DIRECTION » Write the data out again exactly, dropping any images it holds.

AVAILABLE DATA »
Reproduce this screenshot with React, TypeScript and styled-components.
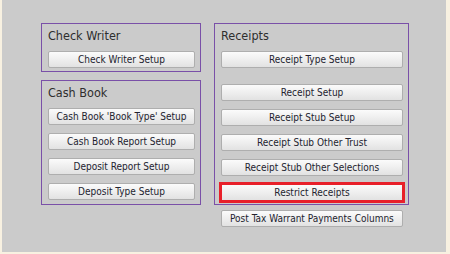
import React from "react";
import styled, { createGlobalStyle } from "styled-components";

const Global = createGlobalStyle`
  html, body { margin: 0; padding: 0; }
  body { background: #f8f1e1; font-family: "DejaVu Sans Condensed", "DejaVu Sans", sans-serif; }
`;

const Frame = styled.div`
  width: 450px;
  height: 254px;
  box-sizing: border-box;
  padding: 0 4px 2px 2px;
  background: #f8f1e1;
`;

const Canvas = styled.div`
  height: 100%;
  background: #cbcbcb;
  box-sizing: border-box;
  padding: 23px 0 0 39px;
  display: flex;
  gap: 13px;
  align-items: flex-start;
`;

const Column = styled.div`
  display: flex;
  flex-direction: column;
  gap: 8px;
`;

const Group = styled.div<{ $w: number; $h: number }>`
  width: ${(p) => p.$w}px;
  height: ${(p) => p.$h}px;
  box-sizing: border-box;
  border: 1px solid #7a50a8;
  padding: 5px 5px 2px 6px;
  display: flex;
  flex-direction: column;
  gap: 8px;
`;

const Title = styled.div`
  font-size: 12.5px;
  line-height: 14px;
  color: #2e2e2e;
`;

const Button = styled.button<{ $highlight?: boolean; $extraTop?: boolean }>`
  height: 17px;
  box-sizing: border-box;
  width: 100%;
  margin: 0;
  margin-top: ${(p) => (p.$extraTop ? "8px" : "0")};
  padding: 0 6px;
  border: 1px solid ${(p) => (p.$highlight ? "#e8202a" : "#aeaeae")};
  outline: ${(p) => (p.$highlight ? "2px solid #e8202a" : "none")};
  border-radius: ${(p) => (p.$highlight ? "0" : "2px")};
  background: linear-gradient(#fbfbfb, #e2e2e2);
  font-family: "DejaVu Sans Condensed", "DejaVu Sans", sans-serif;
  font-size: 10px;
  line-height: 15px;
  color: #23232f;
  text-align: center;
  white-space: nowrap;
`;

const ReceiptsCol = styled.div`
  display: flex;
  flex-direction: column;
  align-items: flex-start;
  gap: 5px;
`;

const LooseButton = styled(Button)`
  width: auto;
  margin-left: 7px;
  padding: 0 8px;
`;

export default function App() {
  return (
    <Frame>
      <Global />
      <Canvas>
        <Column>
          <Group $w={160} $h={49}>
            <Title>Check Writer</Title>
            <Button>Check Writer Setup</Button>
          </Group>
          <Group $w={160} $h={125}>
            <Title>Cash Book</Title>
            <Button>Cash Book 'Book Type' Setup</Button>
            <Button>Cash Book Report Setup</Button>
            <Button>Deposit Report Setup</Button>
            <Button>Deposit Type Setup</Button>
          </Group>
        </Column>
        <ReceiptsCol>
          <Group $w={195} $h={182}>
            <Title>Receipts</Title>
            <Button>Receipt Type Setup</Button>
            <Button $extraTop>Receipt Setup</Button>
            <Button>Receipt Stub Setup</Button>
            <Button>Receipt Stub Other Trust</Button>
            <Button>Receipt Stub Other Selections</Button>
            <Button $highlight>Restrict Receipts</Button>
          </Group>
          <LooseButton>Post Tax Warrant Payments Columns</LooseButton>
        </ReceiptsCol>
      </Canvas>
    </Frame>
  );
}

COMPLETED EXERCISE »
Reproduce this screenshot with React, TypeScript and styled-components.
import React from "react";
import styled, { createGlobalStyle } from "styled-components";

const Global = createGlobalStyle`
  html, body { margin: 0; padding: 0; }
  body { background: #f8f1e1; font-family: "DejaVu Sans Condensed", "DejaVu Sans", sans-serif; }
`;

const Frame = styled.div`
  width: 450px;
  height: 254px;
  box-sizing: border-box;
  padding: 0 4px 2px 2px;
  background: #f8f1e1;
`;

const Canvas = styled.div`
  height: 100%;
  background: #cbcbcb;
  box-sizing: border-box;
  padding: 23px 0 0 39px;
  display: flex;
  gap: 13px;
  align-items: flex-start;
`;

const Column = styled.div`
  display: flex;
  flex-direction: column;
  gap: 8px;
`;

const Group = styled.div<{ $w: number; $h: number }>`
  width: ${(p) => p.$w}px;
  height: ${(p) => p.$h}px;
  box-sizing: border-box;
  border: 1px solid #7a50a8;
  padding: 5px 5px 2px 6px;
  display: flex;
  flex-direction: column;
  gap: 8px;
`;

const Title = styled.div`
  font-size: 12.5px;
  line-height: 14px;
  color: #2e2e2e;
`;

const Button = styled.button<{ $highlight?: boolean; $extraTop?: boolean }>`
  height: 17px;
  box-sizing: border-box;
  width: 100%;
  margin: 0;
  margin-top: ${(p) => (p.$extraTop ? "8px" : "0")};
  padding: 0 6px;
  border: 1px solid ${(p) => (p.$highlight ? "#e8202a" : "#aeaeae")};
  outline: ${(p) => (p.$highlight ? "2px solid #e8202a" : "none")};
  border-radius: ${(p) => (p.$highlight ? "0" : "2px")};
  background: linear-gradient(#fbfbfb, #e2e2e2);
  font-family: "DejaVu Sans Condensed", "DejaVu Sans", sans-serif;
  font-size: 10px;
  line-height: 15px;
  color: #23232f;
  text-align: center;
  white-space: nowrap;
`;

const ReceiptsCol = styled.div`
  display: flex;
  flex-direction: column;
  align-items: flex-start;
  gap: 5px;
`;

const LooseButton = styled(Button)`
  width: auto;
  margin-left: 7px;
  padding: 0 8px;
`;

export default function App() {
  return (
    <Frame>
      <Global />
      <Canvas>
        <Column>
          <Group $w={160} $h={49}>
            <Title>Check Writer</Title>
            <Button>Check Writer Setup</Button>
          </Group>
          <Group $w={160} $h={125}>
            <Title>Cash Book</Title>
            <Button>Cash Book 'Book Type' Setup</Button>
            <Button>Cash Book Report Setup</Button>
            <Button>Deposit Report Setup</Button>
            <Button>Deposit Type Setup</Button>
          </Group>
        </Column>
        <ReceiptsCol>
          <Group $w={195} $h={182}>
            <Title>Receipts</Title>
            <Button>Receipt Type Setup</Button>
            <Button $extraTop>Receipt Setup</Button>
            <Button>Receipt Stub Setup</Button>
            <Button>Receipt Stub Other Trust</Button>
            <Button>Receipt Stub Other Selections</Button>
            <Button $highlight>Restrict Receipts</Button>
          </Group>
          <LooseButton>Post Tax Warrant Payments Columns</LooseButton>
        </ReceiptsCol>
      </Canvas>
    </Frame>
  );
}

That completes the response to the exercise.